— Begin —

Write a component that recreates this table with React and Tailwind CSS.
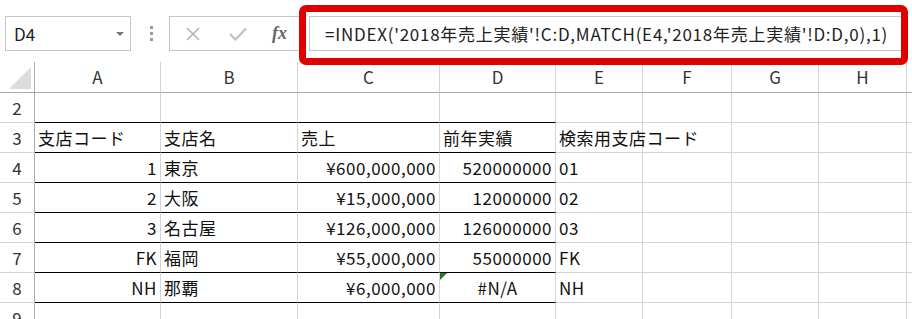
import React from 'react'

const cols = [
  { key: 'A', w: 126 },
  { key: 'B', w: 137 },
  { key: 'C', w: 142 },
  { key: 'D', w: 116 },
  { key: 'E', w: 87 },
  { key: 'F', w: 89 },
  { key: 'G', w: 87 },
  { key: 'H', w: 88 },
]

const rows = [
  { n: 2, cells: {} },
  {
    n: 3,
    cells: {
      A: { v: '支店コード' },
      B: { v: '支店名' },
      C: { v: '売上' },
      D: { v: '前年実績' },
      E: { v: '検索用支店コード', overflow: true },
    },
  },
  {
    n: 4,
    cells: {
      A: { v: '1', right: true },
      B: { v: '東京' },
      C: { v: '¥600,000,000', right: true },
      D: { v: '520000000', right: true },
      E: { v: '01' },
    },
  },
  {
    n: 5,
    cells: {
      A: { v: '2', right: true },
      B: { v: '大阪' },
      C: { v: '¥15,000,000', right: true },
      D: { v: '12000000', right: true },
      E: { v: '02' },
    },
  },
  {
    n: 6,
    cells: {
      A: { v: '3', right: true },
      B: { v: '名古屋' },
      C: { v: '¥126,000,000', right: true },
      D: { v: '126000000', right: true },
      E: { v: '03' },
    },
  },
  {
    n: 7,
    cells: {
      A: { v: 'FK', right: true },
      B: { v: '福岡' },
      C: { v: '¥55,000,000', right: true },
      D: { v: '55000000', right: true },
      E: { v: 'FK' },
    },
  },
  {
    n: 8,
    cells: {
      A: { v: 'NH', right: true },
      B: { v: '那覇' },
      C: { v: '¥6,000,000', right: true },
      D: { v: '#N/A', center: true, error: true },
      E: { v: 'NH' },
    },
  },
  { n: 9, cells: {} },
]

const font = {
  fontFamily: '"Noto Sans CJK JP", "Noto Sans", sans-serif',
}

const tableCols = ['A', 'B', 'C', 'D']

const Cell = ({ col, row, cell }) => {
  // black rules under the header row and every data row of A:D
  const ruled = tableCols.includes(col.key) && row.n >= 2 && row.n <= 8
  return (
    <div
      className={`relative flex h-[30px] items-center border-r border-r-[#d4d4d4] border-b px-[3px] pt-[1px] text-[17px] tracking-[0.5px] text-[#111] ${
        ruled ? 'border-b-black' : 'border-b-[#d4d4d4]'
      } ${cell?.right ? 'justify-end' : cell?.center ? 'justify-center' : 'justify-start'} ${
        cell?.overflow ? 'overflow-visible' : 'overflow-hidden'
      }`}
      style={{ width: col.w }}
    >
      {cell?.error && (
        <span className="absolute left-0 top-0 h-0 w-0 border-l-[7px] border-b-[7px] border-l-[#1e7b1e] border-b-transparent" />
      )}
      {cell && (
        <span className={`whitespace-nowrap ${cell.overflow ? 'relative z-10' : ''}`}>
          {cell.v}
        </span>
      )}
    </div>
  )
}

const FormulaBar = () => (
  <div className="relative flex h-[62px] items-start bg-white pt-[16px]">
    <div className="ml-[5px] flex h-[35px] w-[126px] items-center justify-between border border-[#c6c6c6] pl-[8px] pr-[6px]">
      <span className="text-[17px] text-[#222]">D4</span>
      <span className="h-0 w-0 border-x-[4px] border-t-[4px] border-x-transparent border-t-[#777]" />
    </div>
    <div className="ml-[19px] mr-[16px] flex h-[35px] flex-col items-center justify-center gap-[3px]">
      <span className="h-[3px] w-[3px] bg-[#999]" />
      <span className="h-[3px] w-[3px] bg-[#999]" />
      <span className="h-[3px] w-[3px] bg-[#999]" />
    </div>
    <div className="flex h-[35px] w-[131px] items-center border border-[#c6c6c6] pl-[12px]">
      <svg width="18" height="18" viewBox="0 0 18 18" className="ml-[2px]">
        <path d="M3 3 L15 15 M15 3 L3 15" stroke="#b4b4b4" strokeWidth="1.6" fill="none" />
      </svg>
      <svg width="20" height="18" viewBox="0 0 20 18" className="ml-[26px]">
        <path d="M2 9 L7.5 14.5 L18 3.5" stroke="#c2c2c2" strokeWidth="2.4" fill="none" />
      </svg>
      <span
        className="ml-[24px] text-[18px] font-bold italic text-[#666]"
        style={{ fontFamily: '"Liberation Serif", serif' }}
      >
        fx
      </span>
    </div>
    <div className="ml-[9px] mr-[9px] flex h-[35px] flex-1 items-center border border-[#c6c6c6] pl-[15px]">
      <span className="whitespace-nowrap text-[17px] tracking-[0.75px] text-[#222]">
        =INDEX('2018年売上実績'!C:D,MATCH(E4,'2018年売上実績'!D:D,0),1)
      </span>
    </div>
    <div className="pointer-events-none absolute left-[299px] top-[5px] h-[60px] w-[609px] rounded-[7px] border-[7px] border-[#e00000]" />
  </div>
)

export default function App() {
  return (
    <div className="h-[319px] w-[912px] overflow-hidden bg-white" style={font}>
      <FormulaBar />
      <div className="flex">
        <div className="relative h-[31px] w-[35px] border-r border-r-[#ababab] border-b border-b-[#ababab]">
          <svg className="absolute bottom-[3px] right-[3px]" width="22" height="22" viewBox="0 0 22 22">
            <path d="M22 0 L22 22 L0 22 Z" fill="#dcdcdc" />
          </svg>
        </div>
        {cols.map((c) => (
          <div
            key={c.key}
            className="flex h-[31px] items-center justify-center border-r border-r-[#d4d4d4] border-b border-b-[#ababab] text-[17px] text-[#333]"
            style={{ width: c.w }}
          >
            {c.key}
          </div>
        ))}
        <div className="h-[31px] flex-1 border-b border-b-[#ababab]" />
      </div>
      {rows.map((r) => (
        <div key={r.n} className="flex">
          <div className="flex h-[30px] w-[35px] items-center justify-center border-r border-r-[#ababab] border-b border-b-[#d4d4d4] pt-[1px] text-[17px] text-[#333]">
            {r.n}
          </div>
          {cols.map((c) => (
            <Cell key={c.key} col={c} row={r} cell={r.cells[c.key]} />
          ))}
          <div className="h-[30px] flex-1 border-b border-b-[#d4d4d4]" />
        </div>
      ))}
    </div>
  )
}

— End —

What you need to do: Extract the full listing exactly, with the pictures left out.

Output for this exercise:
Write a component that recreates this table with React and Tailwind CSS.
import React from 'react'

const cols = [
  { key: 'A', w: 126 },
  { key: 'B', w: 137 },
  { key: 'C', w: 142 },
  { key: 'D', w: 116 },
  { key: 'E', w: 87 },
  { key: 'F', w: 89 },
  { key: 'G', w: 87 },
  { key: 'H', w: 88 },
]

const rows = [
  { n: 2, cells: {} },
  {
    n: 3,
    cells: {
      A: { v: '支店コード' },
      B: { v: '支店名' },
      C: { v: '売上' },
      D: { v: '前年実績' },
      E: { v: '検索用支店コード', overflow: true },
    },
  },
  {
    n: 4,
    cells: {
      A: { v: '1', right: true },
      B: { v: '東京' },
      C: { v: '¥600,000,000', right: true },
      D: { v: '520000000', right: true },
      E: { v: '01' },
    },
  },
  {
    n: 5,
    cells: {
      A: { v: '2', right: true },
      B: { v: '大阪' },
      C: { v: '¥15,000,000', right: true },
      D: { v: '12000000', right: true },
      E: { v: '02' },
    },
  },
  {
    n: 6,
    cells: {
      A: { v: '3', right: true },
      B: { v: '名古屋' },
      C: { v: '¥126,000,000', right: true },
      D: { v: '126000000', right: true },
      E: { v: '03' },
    },
  },
  {
    n: 7,
    cells: {
      A: { v: 'FK', right: true },
      B: { v: '福岡' },
      C: { v: '¥55,000,000', right: true },
      D: { v: '55000000', right: true },
      E: { v: 'FK' },
    },
  },
  {
    n: 8,
    cells: {
      A: { v: 'NH', right: true },
      B: { v: '那覇' },
      C: { v: '¥6,000,000', right: true },
      D: { v: '#N/A', center: true, error: true },
      E: { v: 'NH' },
    },
  },
  { n: 9, cells: {} },
]

const font = {
  fontFamily: '"Noto Sans CJK JP", "Noto Sans", sans-serif',
}

const tableCols = ['A', 'B', 'C', 'D']

const Cell = ({ col, row, cell }) => {
  // black rules under the header row and every data row of A:D
  const ruled = tableCols.includes(col.key) && row.n >= 2 && row.n <= 8
  return (
    <div
      className={`relative flex h-[30px] items-center border-r border-r-[#d4d4d4] border-b px-[3px] pt-[1px] text-[17px] tracking-[0.5px] text-[#111] ${
        ruled ? 'border-b-black' : 'border-b-[#d4d4d4]'
      } ${cell?.right ? 'justify-end' : cell?.center ? 'justify-center' : 'justify-start'} ${
        cell?.overflow ? 'overflow-visible' : 'overflow-hidden'
      }`}
      style={{ width: col.w }}
    >
      {cell?.error && (
        <span className="absolute left-0 top-0 h-0 w-0 border-l-[7px] border-b-[7px] border-l-[#1e7b1e] border-b-transparent" />
      )}
      {cell && (
        <span className={`whitespace-nowrap ${cell.overflow ? 'relative z-10' : ''}`}>
          {cell.v}
        </span>
      )}
    </div>
  )
}

const FormulaBar = () => (
  <div className="relative flex h-[62px] items-start bg-white pt-[16px]">
    <div className="ml-[5px] flex h-[35px] w-[126px] items-center justify-between border border-[#c6c6c6] pl-[8px] pr-[6px]">
      <span className="text-[17px] text-[#222]">D4</span>
      <span className="h-0 w-0 border-x-[4px] border-t-[4px] border-x-transparent border-t-[#777]" />
    </div>
    <div className="ml-[19px] mr-[16px] flex h-[35px] flex-col items-center justify-center gap-[3px]">
      <span className="h-[3px] w-[3px] bg-[#999]" />
      <span className="h-[3px] w-[3px] bg-[#999]" />
      <span className="h-[3px] w-[3px] bg-[#999]" />
    </div>
    <div className="flex h-[35px] w-[131px] items-center border border-[#c6c6c6] pl-[12px]">
      <svg width="18" height="18" viewBox="0 0 18 18" className="ml-[2px]">
        <path d="M3 3 L15 15 M15 3 L3 15" stroke="#b4b4b4" strokeWidth="1.6" fill="none" />
      </svg>
      <svg width="20" height="18" viewBox="0 0 20 18" className="ml-[26px]">
        <path d="M2 9 L7.5 14.5 L18 3.5" stroke="#c2c2c2" strokeWidth="2.4" fill="none" />
      </svg>
      <span
        className="ml-[24px] text-[18px] font-bold italic text-[#666]"
        style={{ fontFamily: '"Liberation Serif", serif' }}
      >
        fx
      </span>
    </div>
    <div className="ml-[9px] mr-[9px] flex h-[35px] flex-1 items-center border border-[#c6c6c6] pl-[15px]">
      <span className="whitespace-nowrap text-[17px] tracking-[0.75px] text-[#222]">
        =INDEX('2018年売上実績'!C:D,MATCH(E4,'2018年売上実績'!D:D,0),1)
      </span>
    </div>
    <div className="pointer-events-none absolute left-[299px] top-[5px] h-[60px] w-[609px] rounded-[7px] border-[7px] border-[#e00000]" />
  </div>
)

export default function App() {
  return (
    <div className="h-[319px] w-[912px] overflow-hidden bg-white" style={font}>
      <FormulaBar />
      <div className="flex">
        <div className="relative h-[31px] w-[35px] border-r border-r-[#ababab] border-b border-b-[#ababab]">
          <svg className="absolute bottom-[3px] right-[3px]" width="22" height="22" viewBox="0 0 22 22">
            <path d="M22 0 L22 22 L0 22 Z" fill="#dcdcdc" />
          </svg>
        </div>
        {cols.map((c) => (
          <div
            key={c.key}
            className="flex h-[31px] items-center justify-center border-r border-r-[#d4d4d4] border-b border-b-[#ababab] text-[17px] text-[#333]"
            style={{ width: c.w }}
          >
            {c.key}
          </div>
        ))}
        <div className="h-[31px] flex-1 border-b border-b-[#ababab]" />
      </div>
      {rows.map((r) => (
        <div key={r.n} className="flex">
          <div className="flex h-[30px] w-[35px] items-center justify-center border-r border-r-[#ababab] border-b border-b-[#d4d4d4] pt-[1px] text-[17px] text-[#333]">
            {r.n}
          </div>
          {cols.map((c) => (
            <Cell key={c.key} col={c} row={r} cell={r.cells[c.key]} />
          ))}
          <div className="h-[30px] flex-1 border-b border-b-[#d4d4d4]" />
        </div>
      ))}
    </div>
  )
}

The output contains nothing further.